begin DATASET EXTRACT

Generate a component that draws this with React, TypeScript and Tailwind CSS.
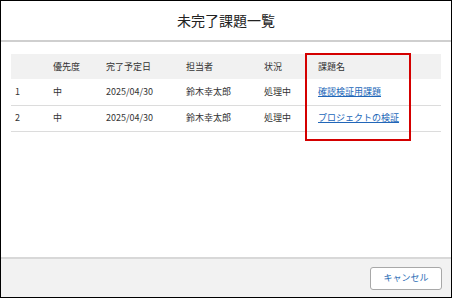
import React from "react";

const rows = [
  { no: "1", pri: "中", date: "2025/04/30", person: "鈴木幸太郎", status: "処理中", title: "確認検証用課題" },
  { no: "2", pri: "中", date: "2025/04/30", person: "鈴木幸太郎", status: "処理中", title: "プロジェクトの検証" },
];

export default function App() {
  const font = { fontFamily: '"Noto Sans CJK JP", "Noto Sans", sans-serif' };
  return (
    <div
      className="w-[452px] h-[298px] border border-black bg-white flex flex-col text-[#333]"
      style={font}
    >
      <div className="h-[41px] shrink-0 border-b-2 border-[#cfcfcf] flex items-center justify-center text-[14px] text-[#222]">
        未完了課題一覧
      </div>
      <div className="flex-1 px-[10px] pt-[12px] relative">
        <table className="w-full border-collapse text-[9px] text-left">
          <thead>
            <tr className="bg-[#f1f1f1] h-[25px]">
              <th className="w-[38px] pl-[4px] font-normal"></th>
              <th className="w-[53px] pl-[4px] font-normal">優先度</th>
              <th className="w-[80px] pl-[4px] font-normal">完了予定日</th>
              <th className="w-[78px] pl-[4px] font-normal">担当者</th>
              <th className="w-[54px] pl-[4px] font-normal">状況</th>
              <th className="pl-[4px] font-normal">課題名</th>
            </tr>
          </thead>
          <tbody>
            {rows.map((r) => (
              <tr key={r.no} className="h-[26px] border-b border-[#dcdcdc]">
                <td className="pl-[4px]">{r.no}</td>
                <td className="pl-[4px]">{r.pri}</td>
                <td className="pl-[4px]">{r.date}</td>
                <td className="pl-[4px]">{r.person}</td>
                <td className="pl-[4px]">{r.status}</td>
                <td className="pl-[4px]">
                  <a href="#" className="text-[#2166b8] underline">{r.title}</a>
                </td>
              </tr>
            ))}
          </tbody>
        </table>
        <div className="absolute left-[304px] top-[11px] w-[106px] h-[88px] border-2 border-[#d40000]"></div>
      </div>
      <div className="h-[40px] shrink-0 bg-[#f2f2f2] border-t-2 border-[#d8d8d8] flex items-center justify-end pr-[9px]">
        <button className="w-[72px] h-[23px] bg-white border border-[#a8a8a8] rounded-[3px] text-[9px] text-[#2b6cb5]">
          キャンセル
        </button>
      </div>
    </div>
  );
}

end DATASET EXTRACT

• _WHAT TO WORK ON_
Omit the pictures, and quote the material above exactly as given.

• _WRITTEN SOLUTION_
Generate a component that draws this with React, TypeScript and Tailwind CSS.
import React from "react";

const rows = [
  { no: "1", pri: "中", date: "2025/04/30", person: "鈴木幸太郎", status: "処理中", title: "確認検証用課題" },
  { no: "2", pri: "中", date: "2025/04/30", person: "鈴木幸太郎", status: "処理中", title: "プロジェクトの検証" },
];

export default function App() {
  const font = { fontFamily: '"Noto Sans CJK JP", "Noto Sans", sans-serif' };
  return (
    <div
      className="w-[452px] h-[298px] border border-black bg-white flex flex-col text-[#333]"
      style={font}
    >
      <div className="h-[41px] shrink-0 border-b-2 border-[#cfcfcf] flex items-center justify-center text-[14px] text-[#222]">
        未完了課題一覧
      </div>
      <div className="flex-1 px-[10px] pt-[12px] relative">
        <table className="w-full border-collapse text-[9px] text-left">
          <thead>
            <tr className="bg-[#f1f1f1] h-[25px]">
              <th className="w-[38px] pl-[4px] font-normal"></th>
              <th className="w-[53px] pl-[4px] font-normal">優先度</th>
              <th className="w-[80px] pl-[4px] font-normal">完了予定日</th>
              <th className="w-[78px] pl-[4px] font-normal">担当者</th>
              <th className="w-[54px] pl-[4px] font-normal">状況</th>
              <th className="pl-[4px] font-normal">課題名</th>
            </tr>
          </thead>
          <tbody>
            {rows.map((r) => (
              <tr key={r.no} className="h-[26px] border-b border-[#dcdcdc]">
                <td className="pl-[4px]">{r.no}</td>
                <td className="pl-[4px]">{r.pri}</td>
                <td className="pl-[4px]">{r.date}</td>
                <td className="pl-[4px]">{r.person}</td>
                <td className="pl-[4px]">{r.status}</td>
                <td className="pl-[4px]">
                  <a href="#" className="text-[#2166b8] underline">{r.title}</a>
                </td>
              </tr>
            ))}
          </tbody>
        </table>
        <div className="absolute left-[304px] top-[11px] w-[106px] h-[88px] border-2 border-[#d40000]"></div>
      </div>
      <div className="h-[40px] shrink-0 bg-[#f2f2f2] border-t-2 border-[#d8d8d8] flex items-center justify-end pr-[9px]">
        <button className="w-[72px] h-[23px] bg-white border border-[#a8a8a8] rounded-[3px] text-[9px] text-[#2b6cb5]">
          キャンセル
        </button>
      </div>
    </div>
  );
}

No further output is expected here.